In Katie McCarron''s case, the media has gone out of its way to portray the conditions of living with a child with autism as so difficult that the overwhelming burden can cause someone to do what Katie''s mother has reportedly confessed to. And while Valerie Brew Parish, a polio survivor, a mom and a grandmother has coined the term "disabledocide" to describe the act of killing people with disabilities; her most telling comment is this: "My daughter recently was asked what she would wish for. Her replies startled her friend, who chastised her by saying, your mom has paralyzed arms, your dad is blind and your son is autistic. Don''t you wish they were normal?"

This is precisely where the problem resides. We live in a society where those who would be parents can now get genetic testing done prior to their embryonic children being moved to their mother''s womb so that only the acceptable ones are used. The others are tossed away in the same manner one might toss out garbage.

If a mother is with child and has concerns about her baby, testing can be done so that the defective child can be weeded out and killed rather than being born into a life of pain and suffering.
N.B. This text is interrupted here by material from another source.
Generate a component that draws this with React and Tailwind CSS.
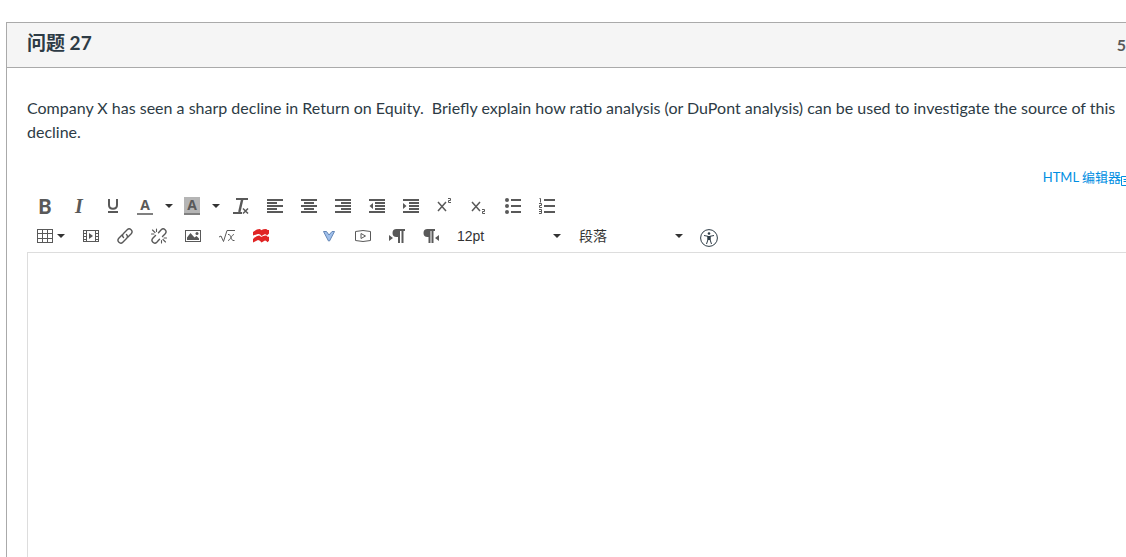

So is it any wonder that there are increasing numbers of parents who think that if murder in the womb or the Petri dish is acceptable, then surely when the going gets a bit tough, the best answer is to relieve one''s own pain and suffering by eliminating the "problem." This might sound harsh, but reality is what it is.

When a mother who has been accused of taking her daughter''s life is described as a "fantastic mother," a "loving mother," but someone who lacked sufficient support from the community, there is something wrong. When individuals are quoted in the media as saying that raising a child with disabilities "could move any normal person to be a different person and consider things they never considered before," the impression is given that deadly acts against vulnerable people are understandable and even compassionate. It further begs the question: what is "normal" in today''s self-absorbed culture?
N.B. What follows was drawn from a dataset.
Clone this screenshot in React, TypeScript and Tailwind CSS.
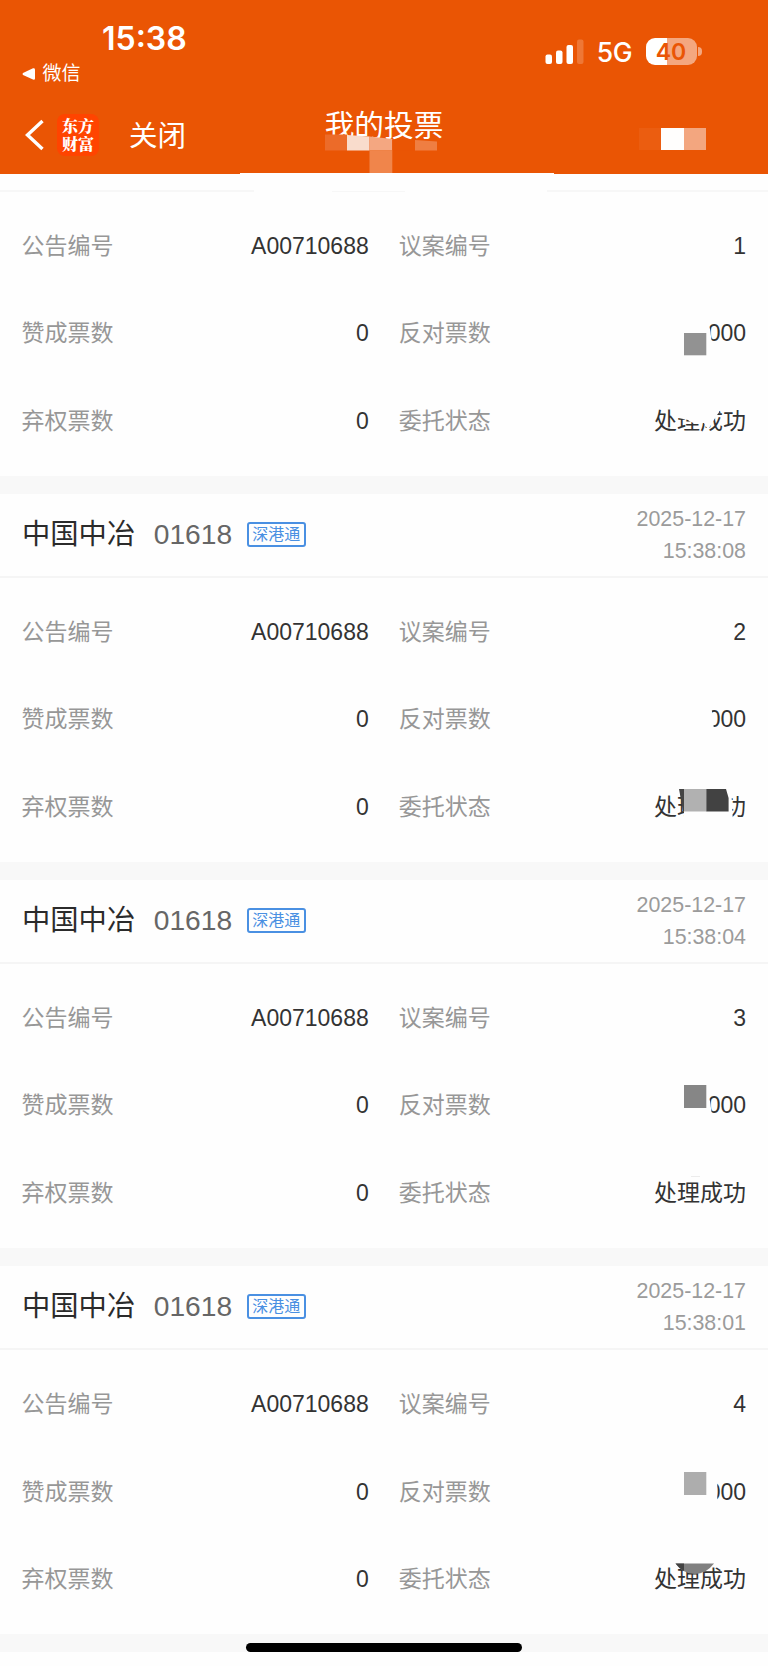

Is it normal to murder a baby in the womb? Is it normal to warehouse sickly grandparents? Is it normal to become so frustrated with a loved one that taking his life is the only way out?

This is all part of the thinking that accompanies 33 years of decriminalized preborn child killing. There are more and more people these days who honestly believe they have a right to the perfect child and an equal right to reject those who are either burdensome or simply unacceptable. It''s all about "me," rarely about "you." How sad our world has become. How terribly disordered is our thinking.

In Katie''s case, it is tragic that she was not given the continuing care she was receiving during the 20 months she was with her dad in North Carolina. For as one columnist familiar with this case has written, "Too bad she didn''t stay there. She might still be alive today." You see, ten days after Katie was returned home to be with her mother, her life was taken.

The McCarron family has given photos of Katie to Not Dead Yet. When you visit the group''s web site, you learn a few things about this little girl. With one exception, no photo of Katie has ever been published as part of the news reports about her death, and yet she was one of the most beautiful little 3-year-old children I have ever seen. Katie''s grandpa wrote the most remarkable tribute to his dear granddaughter, which said in part,

"Each day I ask the Lord if I could take her place, and perhaps He could return Katie to the loving arms of my son and my wife. So far that prayer has not been granted. But in the meantime I can assure you that no one will describe her murder as ''understandable'' or devalue her in any way without my personal challenge to them and to the organizations they represent."

 

Katie McCarron''s grandfather loved the person, the human being whose life was a gift given to her parents. As we reflect on the tragic loss of this 3-year-old child and her grandfather''s grief, each of us must ask ourselves, how much longer will our culture value appearances and abilities more than innate human dignity? How many more children, born and preborn, will be thrown away because someone else judged their lives unworthy to be lived?